• [What needs to be done]:
Return each line of the listing below, unchanged, and omit the images.

• [Recorded information]:
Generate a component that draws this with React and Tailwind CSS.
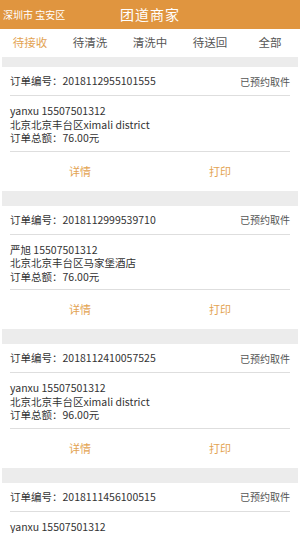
import React from 'react'

const font = { fontFamily: '"Noto Sans CJK SC", "Noto Sans", sans-serif' }

const tabs = ['待接收', '待清洗', '清洗中', '待送回', '全部']

const orders = [
  { no: '2018112955101555', name: 'yanxu 15507501312', addr: '北京北京丰台区ximali district', total: '76.00' },
  { no: '2018112999539710', name: '严旭 15507501312', addr: '北京北京丰台区马家堡酒店', total: '76.00' },
  { no: '2018112410057525', name: 'yanxu 15507501312', addr: '北京北京丰台区ximali district', total: '96.00' },
  { no: '2018111456100515', name: 'yanxu 15507501312', addr: '北京北京丰台区ximali district', total: '76.00' },
]

function OrderCard({ order }) {
  return (
    <div className="bg-white px-[10px]">
      <div className="h-[28px] flex items-center justify-between">
        <span className="text-[10.5px] text-[#333]">订单编号：{order.no}</span>
        <span className="text-[10px] text-[#555]">已预约取件</span>
      </div>
      <div className="h-px bg-[#dedede]" />
      <div className="pt-[8px] pb-[6px] text-[10.5px] leading-[13.5px] text-[#333]">
        <div>{order.name}</div>
        <div>{order.addr}</div>
        <div>订单总额：{order.total}元</div>
      </div>
      <div className="h-px bg-[#dedede]" />
      <div className="h-[39px] flex items-center text-[11px] text-[#e3a352]">
        <div className="flex-1 text-center">详情</div>
        <div className="flex-1 text-center">打印</div>
      </div>
    </div>
  )
}

export default function App() {
  return (
    <div className="w-[300px] h-[533px] overflow-hidden bg-white" style={font}>
      <div className="h-[29px] bg-[#e0953f] flex items-center relative">
        <span className="absolute left-[3px] text-[10px] text-white">深圳市 宝安区</span>
        <span className="flex-1 text-center text-[14px] text-white tracking-[1px]">团道商家</span>
      </div>
      <div className="h-[28px] flex items-center text-[11.5px]">
        {tabs.map((t, i) => (
          <div
            key={t}
            className={i === 0 ? 'flex-1 text-center text-[#e3a352]' : 'flex-1 text-center text-[#555]'}
          >
            {t}
          </div>
        ))}
      </div>
      {orders.map((o, i) => (
        <div key={o.no}>
          <div className={i === 0 ? 'h-[10px] mx-[2px] bg-[#ececec]' : 'h-[15px] mx-[2px] bg-[#ececec]'} />
          <OrderCard order={o} />
        </div>
      ))}
    </div>
  )
}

• [Answer in full]:
Generate a component that draws this with React and Tailwind CSS.
import React from 'react'

const font = { fontFamily: '"Noto Sans CJK SC", "Noto Sans", sans-serif' }

const tabs = ['待接收', '待清洗', '清洗中', '待送回', '全部']

const orders = [
  { no: '2018112955101555', name: 'yanxu 15507501312', addr: '北京北京丰台区ximali district', total: '76.00' },
  { no: '2018112999539710', name: '严旭 15507501312', addr: '北京北京丰台区马家堡酒店', total: '76.00' },
  { no: '2018112410057525', name: 'yanxu 15507501312', addr: '北京北京丰台区ximali district', total: '96.00' },
  { no: '2018111456100515', name: 'yanxu 15507501312', addr: '北京北京丰台区ximali district', total: '76.00' },
]

function OrderCard({ order }) {
  return (
    <div className="bg-white px-[10px]">
      <div className="h-[28px] flex items-center justify-between">
        <span className="text-[10.5px] text-[#333]">订单编号：{order.no}</span>
        <span className="text-[10px] text-[#555]">已预约取件</span>
      </div>
      <div className="h-px bg-[#dedede]" />
      <div className="pt-[8px] pb-[6px] text-[10.5px] leading-[13.5px] text-[#333]">
        <div>{order.name}</div>
        <div>{order.addr}</div>
        <div>订单总额：{order.total}元</div>
      </div>
      <div className="h-px bg-[#dedede]" />
      <div className="h-[39px] flex items-center text-[11px] text-[#e3a352]">
        <div className="flex-1 text-center">详情</div>
        <div className="flex-1 text-center">打印</div>
      </div>
    </div>
  )
}

export default function App() {
  return (
    <div className="w-[300px] h-[533px] overflow-hidden bg-white" style={font}>
      <div className="h-[29px] bg-[#e0953f] flex items-center relative">
        <span className="absolute left-[3px] text-[10px] text-white">深圳市 宝安区</span>
        <span className="flex-1 text-center text-[14px] text-white tracking-[1px]">团道商家</span>
      </div>
      <div className="h-[28px] flex items-center text-[11.5px]">
        {tabs.map((t, i) => (
          <div
            key={t}
            className={i === 0 ? 'flex-1 text-center text-[#e3a352]' : 'flex-1 text-center text-[#555]'}
          >
            {t}
          </div>
        ))}
      </div>
      {orders.map((o, i) => (
        <div key={o.no}>
          <div className={i === 0 ? 'h-[10px] mx-[2px] bg-[#ececec]' : 'h-[15px] mx-[2px] bg-[#ececec]'} />
          <OrderCard order={o} />
        </div>
      ))}
    </div>
  )
}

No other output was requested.